[Data entries]
• • • • •
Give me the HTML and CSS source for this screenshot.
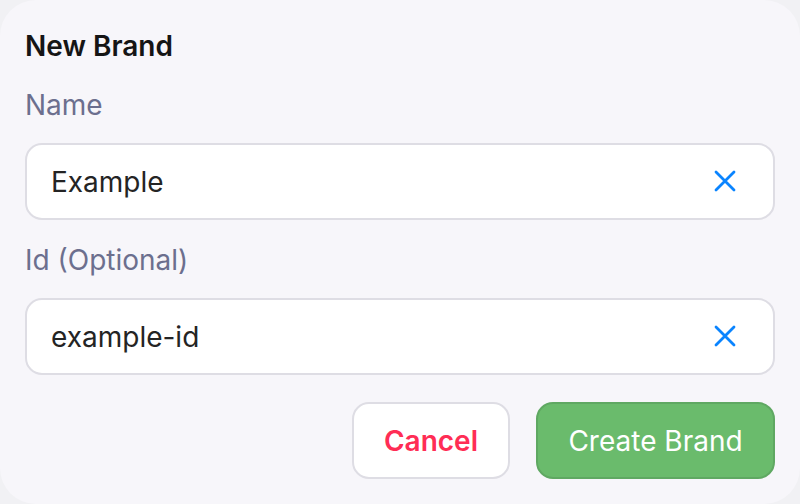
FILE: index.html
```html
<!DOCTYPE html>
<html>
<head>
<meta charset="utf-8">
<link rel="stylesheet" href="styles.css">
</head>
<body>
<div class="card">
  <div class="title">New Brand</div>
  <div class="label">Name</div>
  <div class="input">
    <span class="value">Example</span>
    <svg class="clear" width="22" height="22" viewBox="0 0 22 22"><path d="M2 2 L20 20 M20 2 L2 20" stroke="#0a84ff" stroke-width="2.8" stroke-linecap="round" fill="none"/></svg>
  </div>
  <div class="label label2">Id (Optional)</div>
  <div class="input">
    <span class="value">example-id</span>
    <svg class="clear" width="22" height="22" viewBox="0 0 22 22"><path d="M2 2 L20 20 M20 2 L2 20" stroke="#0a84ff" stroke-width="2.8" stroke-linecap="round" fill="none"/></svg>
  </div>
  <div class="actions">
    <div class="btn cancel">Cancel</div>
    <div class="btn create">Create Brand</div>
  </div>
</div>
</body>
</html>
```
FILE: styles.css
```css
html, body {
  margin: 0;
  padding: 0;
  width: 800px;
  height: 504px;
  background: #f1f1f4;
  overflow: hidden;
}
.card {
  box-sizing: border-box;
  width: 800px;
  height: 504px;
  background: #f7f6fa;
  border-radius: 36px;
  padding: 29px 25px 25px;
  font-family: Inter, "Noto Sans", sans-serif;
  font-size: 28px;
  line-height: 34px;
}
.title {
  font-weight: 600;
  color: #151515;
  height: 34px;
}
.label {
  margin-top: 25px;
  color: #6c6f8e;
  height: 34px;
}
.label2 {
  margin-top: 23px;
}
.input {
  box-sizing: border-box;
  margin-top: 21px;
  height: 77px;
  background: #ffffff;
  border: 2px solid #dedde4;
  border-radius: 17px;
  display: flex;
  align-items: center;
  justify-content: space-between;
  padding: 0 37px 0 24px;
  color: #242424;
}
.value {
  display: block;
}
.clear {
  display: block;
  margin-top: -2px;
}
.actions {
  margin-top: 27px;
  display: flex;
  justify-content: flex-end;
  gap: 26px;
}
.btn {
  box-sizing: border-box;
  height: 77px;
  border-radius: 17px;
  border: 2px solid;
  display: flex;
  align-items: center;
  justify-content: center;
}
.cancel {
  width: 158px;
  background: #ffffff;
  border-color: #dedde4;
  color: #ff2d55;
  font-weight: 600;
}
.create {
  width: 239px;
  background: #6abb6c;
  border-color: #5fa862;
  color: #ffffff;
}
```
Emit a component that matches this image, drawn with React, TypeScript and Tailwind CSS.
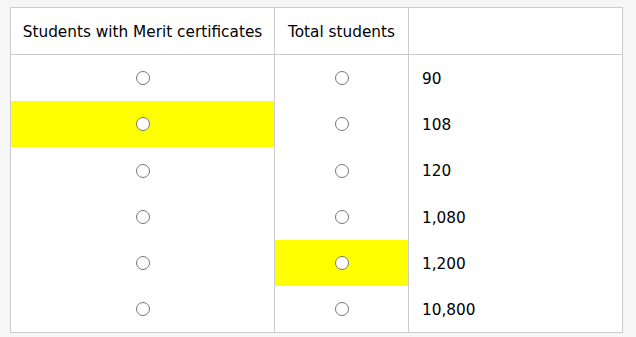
• • • • •
» WORK REQUIRED: Among the records above, find each line holding the string "this" and pull it out.

» SOLUTION BELOW:
Give me the HTML and CSS source for this screenshot.
Emit a component that matches this image, drawn with React, TypeScript and Tailwind CSS.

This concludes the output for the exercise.